Each test produces its own CF3R registered in CHEERS. A failed test means a remedial step (re-seal a duct, re-charge refrigerant, repair an insulation void) and a re-test. The rater documents both attempts in CHEERS; the AHJ sees the final passing CF3R and uses it for the occupancy decision.
Field verification is a credentialed job — only an ECC Rater (formerly HERS Rater) under a CEC-approved Provider can sign the CF3R. The CHEERS rater directory at cheers.org lists every active rater statewide. OM Consulting is a CHEERS-registered ECC Rater, so the Title 24 report we generate is authored by someone trained on both the paperwork and the field side — but this service covers Title 24 documentation only. Book the CF3R field verification at close-out with the rater of your choice through the CHEERS directory. See our ECC Rater explainer for the credential detail.

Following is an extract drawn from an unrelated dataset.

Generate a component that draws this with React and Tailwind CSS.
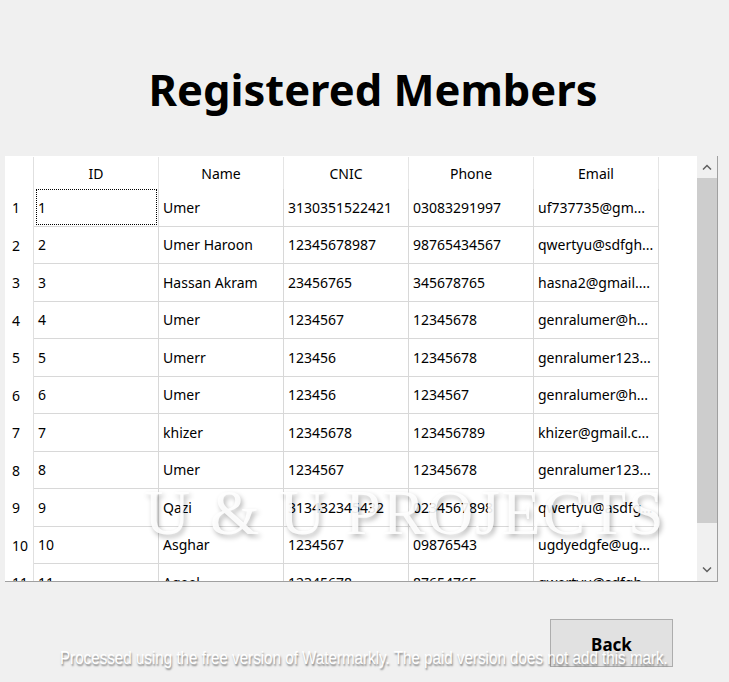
import React from "react";

const members = [
  { id: 1, name: "Umer", cnic: "3130351522421", phone: "03083291997", email: "uf737735@gm..." },
  { id: 2, name: "Umer Haroon", cnic: "12345678987", phone: "98765434567", email: "qwertyu@sdfgh..." },
  { id: 3, name: "Hassan Akram", cnic: "23456765", phone: "345678765", email: "hasna2@gmail...." },
  { id: 4, name: "Umer", cnic: "1234567", phone: "12345678", email: "genralumer@h..." },
  { id: 5, name: "Umerr", cnic: "123456", phone: "12345678", email: "genralumer123..." },
  { id: 6, name: "Umer", cnic: "123456", phone: "1234567", email: "genralumer@h..." },
  { id: 7, name: "khizer", cnic: "12345678", phone: "123456789", email: "khizer@gmail.c..." },
  { id: 8, name: "Umer", cnic: "1234567", phone: "12345678", email: "genralumer123..." },
  { id: 9, name: "Qazi", cnic: "313432345432", phone: "0234567898", email: "qwertyu@asdfg..." },
  { id: 10, name: "Asghar", cnic: "1234567", phone: "09876543", email: "ugdyedgfe@ug..." },
  { id: 11, name: "Aqeel", cnic: "12345678", phone: "87654765", email: "qwertyu@sdfgh..." },
];

const columns = ["ID", "Name", "CNIC", "Phone", "Email"];

const App = () => {
  return (
    <div
      className="relative w-[729px] h-[682px] bg-[#f0f0f0] overflow-hidden text-black"
      style={{ fontFamily: '"Noto Sans", "Open Sans", sans-serif' }}
    >
      {/* Title */}
      <div className="h-[156px] pt-[61px] flex justify-center">
        <h1 className="text-[43.5px] leading-[56px] font-bold pl-[17px]">Registered Members</h1>
      </div>

      {/* Table widget */}
      <div className="ml-[5px] w-[713px] h-[426px] flex bg-white border-r border-b border-[#a0a0a0]">
        <div className="w-[692px] overflow-hidden text-[14px]">
          {/* Header */}
          <div className="flex h-[33px] pt-[1px]">
            <div className="w-[29px] shrink-0 border-r border-[#e0e0e0]" />
            {columns.map((col) => (
              <div
                key={col}
                className="w-[125px] shrink-0 border-r border-[#e5e5e5] flex items-center justify-center"
              >
                {col}
              </div>
            ))}
          </div>

          {/* Rows */}
          {members.map((m, i) => (
            <div key={m.id} className="flex h-[37.5px]">
              <div className="w-[29px] shrink-0 border-r border-[#e0e0e0] flex items-center pl-[7px]">
                {m.id}
              </div>
              {[m.id, m.name, m.cnic, m.phone, m.email].map((val, j) => (
                <div
                  key={j}
                  className="w-[125px] shrink-0 border-r border-b border-[#d8d8d8] flex items-center pl-[4px] whitespace-nowrap overflow-hidden"
                >
                  {i === 0 && j === 0 ? (
                    <div className="w-[121px] h-[36px] -ml-[2px] border border-dotted border-black flex items-center pl-[1px]">
                      {val}
                    </div>
                  ) : (
                    val
                  )}
                </div>
              ))}
            </div>
          ))}
        </div>

        {/* Scrollbar */}
        <div className="w-[20px] flex flex-col bg-[#f0f0f0]">
          <div className="h-[22px] flex items-center justify-center">
            <svg width="10" height="6" viewBox="0 0 10 6">
              <path d="M1 5.5 L5 1.5 L9 5.5" fill="none" stroke="#606060" strokeWidth="1.5" />
            </svg>
          </div>
          <div className="h-[345px] bg-[#cdcdcd]" />
          <div className="flex-1" />
          <div className="h-[22px] flex items-center justify-center">
            <svg width="10" height="6" viewBox="0 0 10 6">
              <path d="M1 0.5 L5 4.5 L9 0.5" fill="none" stroke="#606060" strokeWidth="1.5" />
            </svg>
          </div>
        </div>
      </div>

      {/* Back button */}
      <div className="flex justify-end pr-[56px] mt-[37px]">
        <button className="w-[123px] h-[48px] pt-[3px] bg-[#e1e1e1] border border-[#adadad] text-[17px] font-bold">
          Back
        </button>
      </div>

      {/* Watermark over table */}
      <div
        className="absolute left-[144px] top-[481px] text-[64px] leading-none tracking-[1.8px] text-white/90 whitespace-nowrap pointer-events-none [text-shadow:2px_3px_5px_rgba(0,0,0,0.28)]"
        style={{ fontFamily: '"Liberation Serif", serif' }}
      >
        U &amp; U PROJECTS
      </div>

      {/* Footer watermark */}
      <div
        className="absolute left-[60px] top-[647px] text-[18px] leading-[22px] text-white whitespace-nowrap pointer-events-none origin-left scale-x-[0.843] [text-shadow:1px_2px_2px_rgba(0,0,0,0.45)]"
        style={{ fontFamily: '"Liberation Sans", sans-serif' }}
      >
        Processed using the free version of Watermarkly. The paid version does not add this mark.
      </div>
    </div>
  );
};

export default App;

Practical takeaway for GCs
At permit submittal, the only Title 24 deliverable you need is the signed CF1R from CHEERS (the registered Title 24 report) — the energy consultant produces and registers it. At install, the equipment model numbers (HVAC, DHW, windows, insulation, PV panels + inverter) have to be captured on the CF2R; coordinate with the energy consultant on whether you're submitting model numbers to them or filing the CF2R directly. At close-out, schedule the ECC Rater's field tests early enough that any failed measure has time to be remediated and re-tested before the final occupancy date you're targeting. The rater's calendar is the bottleneck on a typical close-out — book it three weeks out, not three days.